In January of 1965, they pulled up on the road fronting the old Hamilton family property, 111 overgrown thorny acres, once loved and farmed, but then forgotten and thorny.

“She took a look at it and said, ‘Come on, let’s go back home,'”Mr. Spearman said. “But I told her, just wait a minute. You know how cheap the taxes on this property are?”

They built a country-style cottage on the swell of a sloping crest, a home with a back porch and a tree swing just inside the backyard gate.

He found a tractor at Teague Motors –“Might even have been old Mr. Teague’s tractor,” he said, and he set about the gentle-paced project of clearing the farm. He gardened some, and once a week, on Thursdays, they’d get out the Chevy and ride into Mt. Vernon.

Their extravagances included turning on the television a couple of times a day to watch favored programs and treating themselves to Sunday afternoon football. Mr. Spearman came by his conservative lifestyle honestly.

” I remember once going home after the war to visit my folks,” he said. “My mom had an $8 grocery receipt hanging on the wall.” He chided her for spending $8 in a month for groceries.

“That’s for the year,” she told him.

When the war came along, he and two other South Sulphur boys, Bill Turner and Tom Wilkins, were drafted.

After basic training he was shipped to Europe and spent seven weeks on the front before the war ended. Armistice day found him alone in the German border town of Thiacourt. Beside the road there, he rested, sitting on one of four fresh graves, something he’d never have thought of doing only a few weeks before.

But he’d grown accustomed to death, had grown used to the rattle of a machine gun against his hands. He’d served as a messenger for a while, living in useful fear as he traveled at night back and forth between the front lines and headquarters. He recalled one harried night when he rode a horse 32 miles across the black still darkness of Franceremembered he and two other messengers who turned their tired mounts loose in a French meadow after finding bicycles for themselves. And he thought of it all as he sat, tired and sick, alone on a grave by the side of the road as the war officially ended.

After some weeks recovering in a hospital, he was discharged and returned to South Sulphur where he immediately searched out Tom Wilkins.

“What about Bill?” Mr. Spearman asked.

“Why he was killed,” Tom replied. ” I buried him myself with three others beside the road at Thiacourt.”
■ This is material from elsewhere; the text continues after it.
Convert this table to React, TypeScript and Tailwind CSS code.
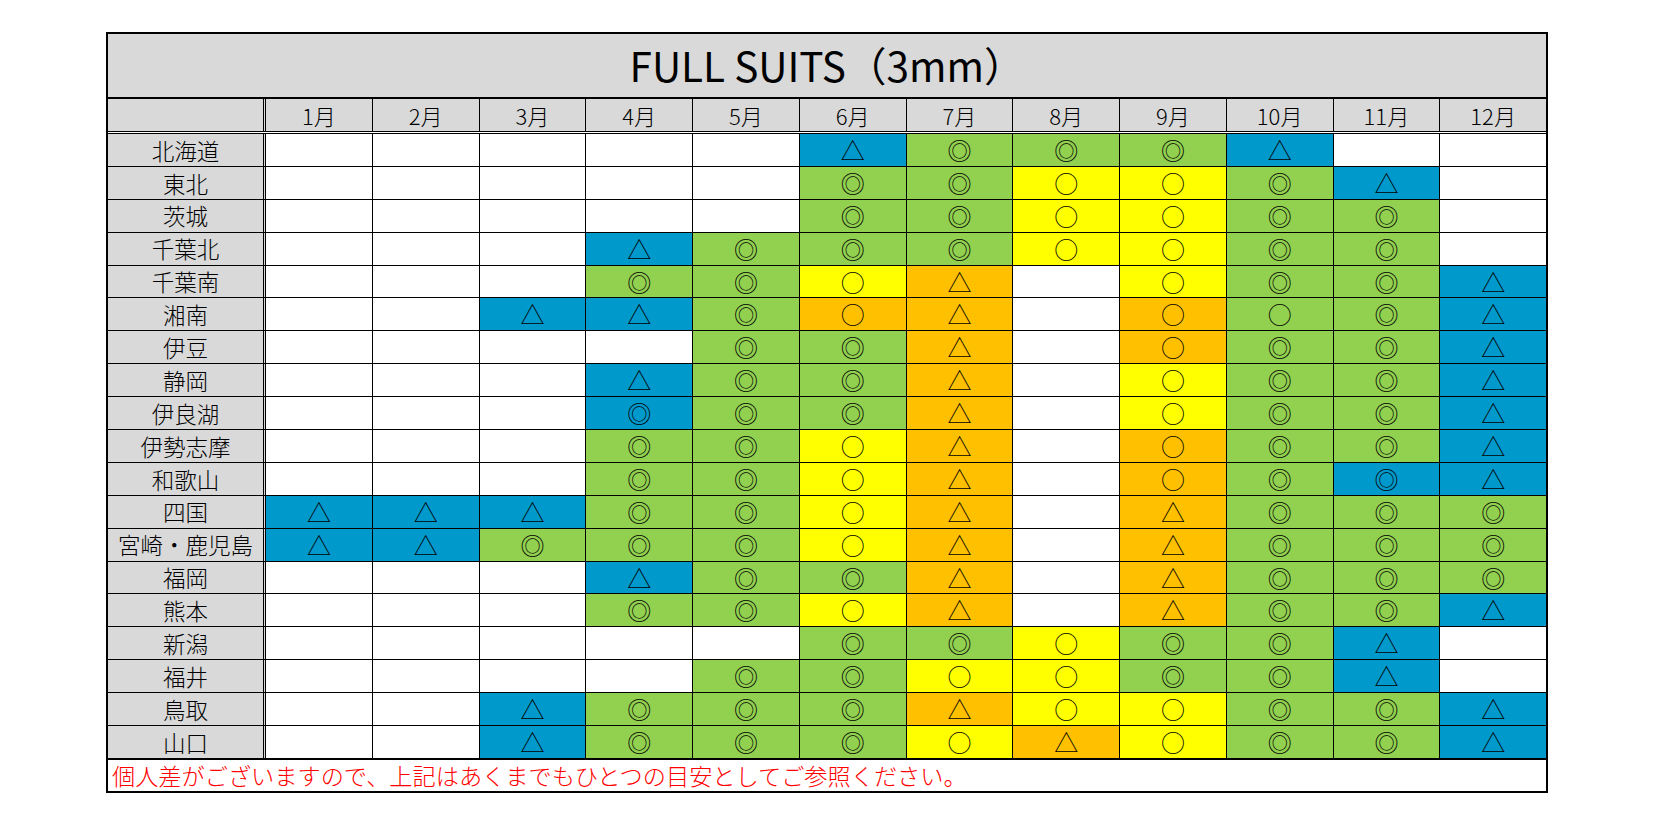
import React from "react";

// colour key: B = blue, G = green, Y = yellow, O = orange, blank = white
const bg: Record<string, string> = {
  B: "bg-[#0099cc]",
  G: "bg-[#92d050]",
  Y: "bg-[#ffff00]",
  O: "bg-[#ffc000]",
};

const months = ["1月", "2月", "3月", "4月", "5月", "6月", "7月", "8月", "9月", "10月", "11月", "12月"];

const rows: [string, string[]][] = [
  ["北海道", ["", "", "", "", "", "B△", "G◎", "G◎", "G◎", "B△", "", ""]],
  ["東北", ["", "", "", "", "", "G◎", "G◎", "Y○", "Y○", "G◎", "B△", ""]],
  ["茨城", ["", "", "", "", "", "G◎", "G◎", "Y○", "Y○", "G◎", "G◎", ""]],
  ["千葉北", ["", "", "", "B△", "G◎", "G◎", "G◎", "Y○", "Y○", "G◎", "G◎", ""]],
  ["千葉南", ["", "", "", "G◎", "G◎", "Y○", "O△", "", "Y○", "G◎", "G◎", "B△"]],
  ["湘南", ["", "", "B△", "B△", "G◎", "O○", "O△", "", "O○", "G○", "G◎", "B△"]],
  ["伊豆", ["", "", "", "", "G◎", "G◎", "O△", "", "O○", "G◎", "G◎", "B△"]],
  ["静岡", ["", "", "", "B△", "G◎", "G◎", "O△", "", "Y○", "G◎", "G◎", "B△"]],
  ["伊良湖", ["", "", "", "B◎", "G◎", "G◎", "O△", "", "Y○", "G◎", "G◎", "B△"]],
  ["伊勢志摩", ["", "", "", "G◎", "G◎", "Y○", "O△", "", "O○", "G◎", "G◎", "B△"]],
  ["和歌山", ["", "", "", "G◎", "G◎", "Y○", "O△", "", "O○", "G◎", "B◎", "B△"]],
  ["四国", ["B△", "B△", "B△", "G◎", "G◎", "Y○", "O△", "", "O△", "G◎", "G◎", "G◎"]],
  ["宮崎・鹿児島", ["B△", "B△", "G◎", "G◎", "G◎", "Y○", "O△", "", "O△", "G◎", "G◎", "G◎"]],
  ["福岡", ["", "", "", "B△", "G◎", "G◎", "O△", "", "O△", "G◎", "G◎", "G◎"]],
  ["熊本", ["", "", "", "G◎", "G◎", "Y○", "O△", "", "O△", "G◎", "G◎", "B△"]],
  ["新潟", ["", "", "", "", "", "G◎", "G◎", "Y○", "G◎", "G◎", "B△", ""]],
  ["福井", ["", "", "", "", "G◎", "G◎", "Y○", "Y○", "G◎", "G◎", "B△", ""]],
  ["鳥取", ["", "", "B△", "G◎", "G◎", "G◎", "O△", "Y○", "Y○", "G◎", "G◎", "B△"]],
  ["山口", ["", "", "B△", "G◎", "G◎", "G◎", "Y○", "O△", "Y○", "G◎", "G◎", "B△"]],
];

function Cell({ value, last }: { value: string; last: boolean }) {
  const color = value ? bg[value[0]] : "bg-white";
  return (
    <div
      className={`flex-1 flex items-center justify-center text-[24px] ${color} ${last ? "" : "border-r border-black"}`}
    >
      {value.slice(1)}
    </div>
  );
}

export default function App() {
  return (
    <div className="w-[1656px] h-[826px] bg-white pt-[32px] pl-[106px] font-['Noto_Sans_CJK_JP',sans-serif] font-light text-black">
      <div className="w-[1442px] border-2 border-black">
        <div className="h-[65px] border-b-2 border-black bg-[#d9d9d9] flex items-center justify-center text-[40.5px] font-normal leading-none">
          FULL SUITS（3mm）
        </div>

        <div className="h-[35px] flex border-b-[3px] border-double border-black text-[22px] leading-none">
          <div className="w-[158px] border-r-[3px] border-double border-black bg-[#d9d9d9]" />
          {months.map((m, i) => (
            <div
              key={m}
              className={`flex-1 flex items-center justify-center bg-[#d9d9d9] ${i < 11 ? "border-r border-black" : ""}`}
            >
              {m}
            </div>
          ))}
        </div>

        {rows.map(([name, cells], r) => (
          <div
            key={name}
            className={`flex leading-none ${r === rows.length - 1 ? "h-[33.9px] border-b-2" : "h-[32.9px] border-b"} border-black`}
          >
            <div className="w-[158px] border-r-[3px] border-double border-black bg-[#d9d9d9] flex items-center justify-center text-[22.5px]">
              {name}
            </div>
            {cells.map((c, i) => (
              <Cell key={i} value={c} last={i === 11} />
            ))}
          </div>
        ))}

        <div className="h-[31px] flex items-center pl-[4px] text-[23.2px] leading-none text-[#ff0000]">
          個人差がございますので、上記はあくまでもひとつの目安としてご参照ください。
        </div>
      </div>
    </div>
  );
}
For nearly 80 years, Mr. Spearman’s wondered if he didn’t spend the final moments of World War I sitting on his friend’s grave.

Give life enough time, it seems, and it throws odd coincidences at you.

One windy night in Commerce, he listened to the steady flap of the Wells Fargo sign, beating against the awning in the breeze.

Annoyed, he got up and took the sign down, but before hanging it again, he wrote his initials on the sign’s bottom corner.

A half-century later, his Marine grandson was in California when he stumbled across an old Wells Fargo sign at a flea market. Remembering his grandfather, the soldier bought the sign and shipped it to Mr. Spearman. It hangs on his wall now, and down in the corner are the initials “RS.”